Saudi Arabia relied on Yemen to spread its influence through several axes. Those include the tribal loyalties and the large Yemeni diaspora in Saudi Arabia, which is estimated at millions of people and comprises a remarkable network of traders. The political parties, such as Al-Islah Party, constituted another axis, along with the Yemeni state headed by Saleh. Saudi Arabia was seeking to keep the Yemeni state weak and did not mind supporting it financially if it faced a critical economic situation. Iran, however, is only betting on the religious axis through its media-backed channels such as al-Mayadeen, and the local al-Masirah and al-Sahat channels by buying off journalists, and it does not deal with the state.
Iran and Saudi Arabia have one common ground: religious preaching. But, Saudi Wahhabi preaching was widely spread in mosques and religious institutions and affected the government educational curricula. This has tightened the noose around Zaydis and their religious practices, as well as Sufis whose mosques and antiquities were destroyed and neglected. Houthis walked on the same path, by clamping down and being hostile to other sects. They went up a notch and bombed Sufi mosques in front of TV cameras that broadcasted the incident like it was regular programming. They also expelled Dammaj’s Salafists and Bani Salem’s Jews from Saada, which is probably linked to the Houthis’ involvement in a violent regional, sectarian conflict.

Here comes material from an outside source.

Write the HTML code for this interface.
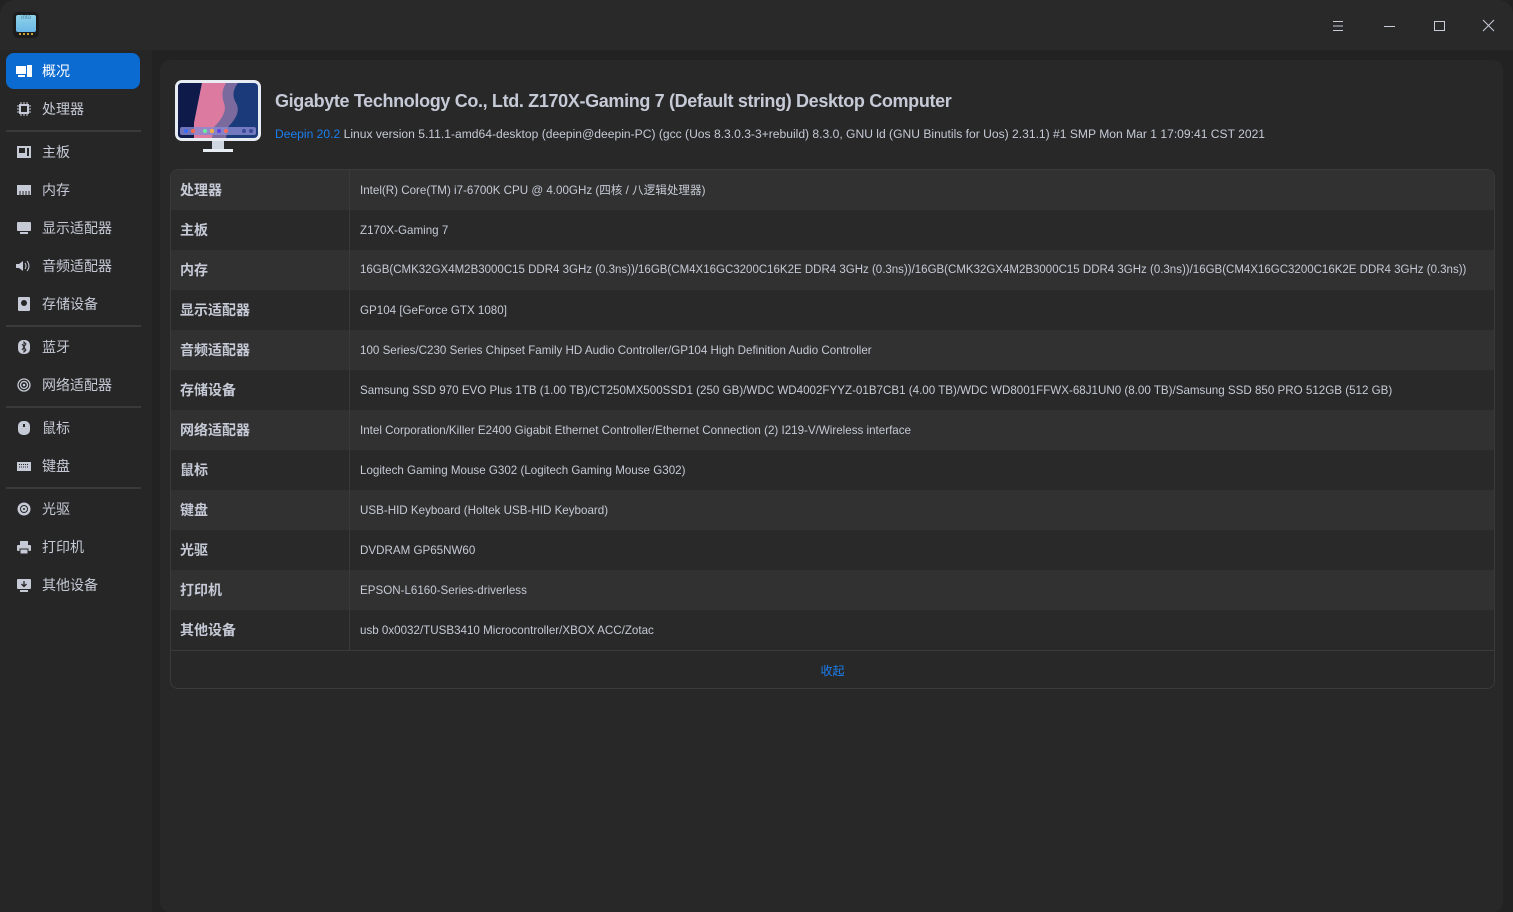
<!DOCTYPE html>
<html><head><meta charset="utf-8"><style>
*{margin:0;padding:0;box-sizing:border-box}
body{width:1513px;height:912px;background:#222;font-family:"Liberation Sans","Noto Sans CJK SC",sans-serif;color:#c5cad6;overflow:hidden;position:relative}
.win{position:absolute;inset:0;background:#222;border-radius:14px 14px 0 0;overflow:hidden}
.tb{position:absolute;left:0;top:0;width:1513px;height:50px;background:#292929}
.side{position:absolute;left:0;top:50px;width:152px;height:862px;background:#262626}
.main{position:absolute;left:152px;top:50px;right:0;bottom:0;background:#222}
.panel{position:absolute;left:160px;top:60px;width:1343px;height:852px;background:#282828;border-radius:10px}
.nav{position:absolute;left:6px;width:134px;height:36px;display:flex;align-items:center;font-size:14px;color:#c5cad6}
.nav .ic{width:16px;height:14px;margin-left:10px;margin-right:10px;display:flex;align-items:center;justify-content:center}
.nav.act{background:#0c6bd0;border-radius:8px;color:#fff}
.sep{position:absolute;left:6px;width:135px;height:2px;background:#3a3a3a}
.card{position:absolute;left:170px;top:169px;width:1325px;height:520px;border:1px solid #3a3a3a;border-radius:8px;overflow:hidden;background:#282828}
.row{height:40px;display:flex;align-items:center;font-size:11.6px}
.row:nth-child(odd){background:#313131}
.row:nth-child(even){background:#292929}
.k{flex:0 0 179px;width:179px;padding-left:9px;font-weight:bold;font-size:14px;border-right:1px solid #3a3a3a;height:40px;display:flex;align-items:center}
.v{padding-left:10px;white-space:nowrap}
</style></head><body><div class="win">
<div class="tb">
 <div style="position:absolute;left:13px;top:12px;width:26px;height:26px;background:#1c1c1c;border-radius:5px"><div style="position:absolute;left:3px;top:3px;width:20px;height:17px;background:linear-gradient(#8fd3e8,#6ab7e8);border-radius:2px;font-size:6px;color:#4a7fa0;text-align:center">info</div><div style="position:absolute;left:6px;top:21px;width:14px;height:2px;border-top:2px dotted #c9a23a"></div></div>
 <svg style="position:absolute;left:1332px;top:20px" width="12" height="12"><path d="M1 1.5h10M1 6h10M1 10.5h10" stroke="#c8ccd8" stroke-width="1"/></svg>
 <svg style="position:absolute;left:1383px;top:20px" width="13" height="12"><path d="M1 6.5h11" stroke="#c8ccd8" stroke-width="1"/></svg>
 <svg style="position:absolute;left:1433px;top:20px" width="13" height="12"><rect x="1.5" y="1.5" width="10" height="9" fill="none" stroke="#c8ccd8" stroke-width="1"/></svg>
 <svg style="position:absolute;left:1482px;top:19px" width="13" height="13"><path d="M1 1l11 11M12 1L1 12" stroke="#c8ccd8" stroke-width="1"/></svg>
</div>
<div class="side">
 <div class="nav act" style="top:3px"><span class="ic"><svg width="16" height="12"><rect x="0" y="1" width="10" height="8" fill="#fff"/><rect x="11" y="0" width="5" height="12" fill="#fff"/><rect x="2" y="10" width="7" height="2" fill="#fff"/></svg></span>概况</div>
 <div class="nav" style="top:41px"><span class="ic"><svg width="14" height="14"><rect x="2" y="2" width="10" height="10" fill="#c5cad6"/><path d="M4 0v14M7 0v14M10 0v14M0 4h14M0 7h14M0 10h14" stroke="#c5cad6" stroke-width="1"/><rect x="4" y="4" width="6" height="6" fill="#262626"/></svg></span>处理器</div>
 <div class="sep" style="top:80px"></div>
 <div class="nav" style="top:84px"><span class="ic"><svg width="14" height="12"><rect width="14" height="12" fill="#c5cad6"/><rect x="2" y="2" width="6" height="5" fill="#262626"/><rect x="10" y="2" width="2" height="8" fill="#262626"/></svg></span>主板</div>
 <div class="nav" style="top:122px"><span class="ic"><svg width="14" height="10"><rect width="14" height="10" fill="#c5cad6"/><path d="M3 6v4M6 6v4M9 6v4M12 6v4" stroke="#262626"/></svg></span>内存</div>
 <div class="nav" style="top:160px"><span class="ic"><svg width="14" height="12"><rect width="14" height="9" rx="1" fill="#c5cad6"/><rect x="3" y="10" width="8" height="2" fill="#c5cad6"/></svg></span>显示适配器</div>
 <div class="nav" style="top:198px"><span class="ic"><svg width="16" height="12"><path d="M0 4h3l4-3v10l-4-3H0z" fill="#c5cad6"/><path d="M9 3q2 3 0 6M11 1q4 5 0 10" stroke="#c5cad6" fill="none"/></svg></span>音频适配器</div>
 <div class="nav" style="top:236px"><span class="ic"><svg width="12" height="14"><rect width="12" height="14" rx="1" fill="#c5cad6"/><circle cx="6" cy="6" r="3" fill="#262626"/></svg></span>存储设备</div>
 <div class="sep" style="top:275px"></div>
 <div class="nav" style="top:279px"><span class="ic"><svg width="12" height="14"><rect width="12" height="14" rx="5" fill="#c5cad6"/><path d="M4 4l4 6-2 2V2l2 2-4 6" stroke="#262626" fill="none"/></svg></span>蓝牙</div>
 <div class="nav" style="top:317px"><span class="ic"><svg width="14" height="14"><circle cx="7" cy="7" r="6" stroke="#c5cad6" fill="none" stroke-width="1.3"/><circle cx="7" cy="7" r="3.5" stroke="#c5cad6" fill="none" stroke-width="1.3"/><circle cx="7" cy="7" r="1.3" fill="#c5cad6"/></svg></span>网络适配器</div>
 <div class="sep" style="top:356px"></div>
 <div class="nav" style="top:360px"><span class="ic"><svg width="12" height="14"><rect width="12" height="14" rx="5" fill="#c5cad6"/><rect x="5" y="3" width="2" height="3" fill="#262626"/></svg></span>鼠标</div>
 <div class="nav" style="top:398px"><span class="ic"><svg width="14" height="9"><rect width="14" height="9" fill="#c5cad6"/><path d="M2 2.5h10M2 5h10" stroke="#262626" stroke-dasharray="1 1"/></svg></span>键盘</div>
 <div class="sep" style="top:437px"></div>
 <div class="nav" style="top:441px"><span class="ic"><svg width="14" height="14"><circle cx="7" cy="7" r="6.5" fill="#c5cad6"/><circle cx="7" cy="7" r="3.5" fill="none" stroke="#262626"/><circle cx="7" cy="7" r="1" fill="#262626"/></svg></span>光驱</div>
 <div class="nav" style="top:479px"><span class="ic"><svg width="14" height="13"><rect x="3" y="0" width="8" height="4" fill="#c5cad6"/><rect x="0" y="4" width="14" height="6" rx="1" fill="#c5cad6"/><rect x="3" y="8" width="8" height="5" fill="#c5cad6" stroke="#262626"/></svg></span>打印机</div>
 <div class="nav" style="top:517px"><span class="ic"><svg width="14" height="13"><rect width="14" height="10" rx="1" fill="#c5cad6"/><path d="M7 2v5M4.5 5L7 7.5 9.5 5" stroke="#262626" fill="none" stroke-width="1.3"/><rect x="3" y="11" width="8" height="2" fill="#c5cad6"/></svg></span>其他设备</div>
</div>
<div class="main"></div>
<div class="panel"></div>
<svg style="position:absolute;left:174px;top:79px" width="88" height="75">
 <rect x="1" y="1" width="86" height="61" rx="7" fill="#e8ecf3"/>
 <rect x="4" y="4" width="80" height="55" rx="4" fill="#1a3a7a"/>
 <path d="M4 8q0-4 4-4h20l-8 40v15H8q-4 0-4-4z" fill="#0e1a4a"/>
 <path d="M28 4h36q-8 10-2 20t-8 24l-2 11H20l0-15z" fill="#7a6a9e"/>
 <path d="M28 4h24q-6 10-2 20t-10 24l-2 11H20l0-15z" fill="#dc7aa0"/>
 <rect x="6" y="48" width="76" height="8" rx="2" fill="#8a8ad0" opacity=".8"/>
 <circle cx="12" cy="52" r="2" fill="#3a6aff"/><circle cx="19" cy="52" r="2" fill="#ff6a4a"/><circle cx="31" cy="52" r="2" fill="#6af0a0"/><circle cx="38" cy="52" r="2" fill="#ffb040"/><circle cx="45" cy="52" r="2" fill="#6040e0"/><circle cx="52" cy="52" r="2" fill="#ff6a5a"/><circle cx="70" cy="52" r="2" fill="#3a4a9a"/><circle cx="77" cy="52" r="2" fill="#3a4a9a"/>
 <rect x="38" y="62" width="12" height="8" fill="#d0d6e0"/><rect x="29" y="70" width="30" height="3" fill="#e8ecf3"/>
</svg>
<div style="position:absolute;left:275px;top:91px;font-size:18px;letter-spacing:-0.35px;font-weight:bold;color:#c5cad6;white-space:nowrap">Gigabyte Technology Co., Ltd. Z170X-Gaming 7 (Default string) Desktop Computer</div>
<div style="position:absolute;left:275px;top:127px;font-size:12.1px;white-space:nowrap"><span style="color:#1a7ff0">Deepin 20.2</span> Linux version 5.11.1-amd64-desktop (deepin@deepin-PC) (gcc (Uos 8.3.0.3-3+rebuild) 8.3.0, GNU ld (GNU Binutils for Uos) 2.31.1) #1 SMP Mon Mar 1 17:09:41 CST 2021</div>
<div class="card">
 <div class="row"><div class="k">处理器</div><div class="v">Intel(R) Core(TM) i7-6700K CPU @ 4.00GHz (四核 / 八逻辑处理器)</div></div>
 <div class="row"><div class="k">主板</div><div class="v">Z170X-Gaming 7</div></div>
 <div class="row"><div class="k">内存</div><div class="v" style="font-size:11.5px">16GB(CMK32GX4M2B3000C15 DDR4 3GHz (0.3ns))/16GB(CM4X16GC3200C16K2E DDR4 3GHz (0.3ns))/16GB(CMK32GX4M2B3000C15 DDR4 3GHz (0.3ns))/16GB(CM4X16GC3200C16K2E DDR4 3GHz (0.3ns))</div></div>
 <div class="row"><div class="k">显示适配器</div><div class="v">GP104 [GeForce GTX 1080]</div></div>
 <div class="row"><div class="k">音频适配器</div><div class="v">100 Series/C230 Series Chipset Family HD Audio Controller/GP104 High Definition Audio Controller</div></div>
 <div class="row"><div class="k">存储设备</div><div class="v">Samsung SSD 970 EVO Plus 1TB (1.00 TB)/CT250MX500SSD1 (250 GB)/WDC WD4002FYYZ-01B7CB1 (4.00 TB)/WDC WD8001FFWX-68J1UN0 (8.00 TB)/Samsung SSD 850 PRO 512GB (512 GB)</div></div>
 <div class="row"><div class="k">网络适配器</div><div class="v">Intel Corporation/Killer E2400 Gigabit Ethernet Controller/Ethernet Connection (2) I219-V/Wireless interface</div></div>
 <div class="row"><div class="k">鼠标</div><div class="v">Logitech Gaming Mouse G302 (Logitech Gaming Mouse G302)</div></div>
 <div class="row"><div class="k">键盘</div><div class="v">USB-HID Keyboard (Holtek USB-HID Keyboard)</div></div>
 <div class="row"><div class="k">光驱</div><div class="v">DVDRAM GP65NW60</div></div>
 <div class="row"><div class="k">打印机</div><div class="v">EPSON-L6160-Series-driverless</div></div>
 <div class="row"><div class="k">其他设备</div><div class="v">usb 0x0032/TUSB3410 Microcontroller/XBOX ACC/Zotac</div></div>
 <div style="height:39px;border-top:1px solid #3a3a3a;display:flex;align-items:center;justify-content:center;color:#1a7ff0;font-size:12px">收起</div>
</div>
</div></body></html>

In the past, the Yemeni state was weak and was founded on a wide network of tribal loyalties guaranteeing that it would not collapse. The tribes had their historical norms and customs in times of peace. However, the Yemeni state has collapsed, and in its place, chaos and bloody sectarian strife have thrived. Tribal norms are no longer strong, and they cannot guarantee social peace. Under these chaotic circumstances, it seems a bit too soon to talk about a dominant Iranian influence in Yemen.